Sue Aiken acted just one time in an elementary school performance and didn’t take the stage for many years after that. But when she moved to Riderwood 12 years ago, she heard about the Actors’ Studio Players, a long-standing group of residents who put on entertaining variety shows two or three times a year. Even though she hadn’t acted in decades, Sue decided to join the group.

“I said, ‘Oh, that sounds like fun,’” Sue recalls. “I got involved shortly after I moved in.”

Comedic relief

Now, Sue and neighbor Selma Barnett are the producers of the Actors’ Studio Players. About 18 residents typically participate in the shows, performing skits, monologues, and music. Elizabeth White plays the piano, and Alan Mayers sings. 

Sue says the skits cover a wide variety of topics, but they try to stay away from politics to keep the mood light. 

“We try to do as much comedy as possible,” Sue says. “The shows are not much more than an hour, but I think we could go on even longer—we’re a bunch of hams.”

Like Sue, most of the residents who perform in the shows are amateur actors with the exception of Amy Greenwood, who played the granddaughter on the radio show “Ma Perkins.” 

“She is the one professional in our group,” Sue says. “Other people have acted a bit at other times, maybe in high school and college, but most of us are novices.”

Practice makes perfect

To make it less intimidating for people who want to join in the fun, the Actors’ Players Studio performers aren’t required to memorize their lines. But they do put in quite a bit of practice in order to present a great show that keeps their neighbors coming back for more entertainment. 
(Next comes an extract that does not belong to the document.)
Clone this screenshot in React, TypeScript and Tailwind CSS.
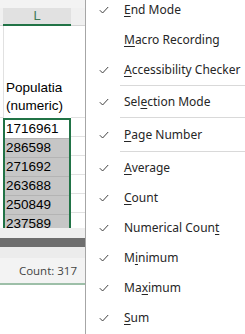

About seven weeks before each show, they begin meeting for two-hour rehearsals every week. The week of the performance, they practice in Riderwood’s on-site Encore Theatre to make sure they have worked out all the kinks. 

The shows are free of charge and are a big hit with Riderwood community members. The last performance was in April, and another show is slated to take place this month. 

“We get a good crowd,” Sue says. “I’d say we usually have three-quarters of the auditorium filled.”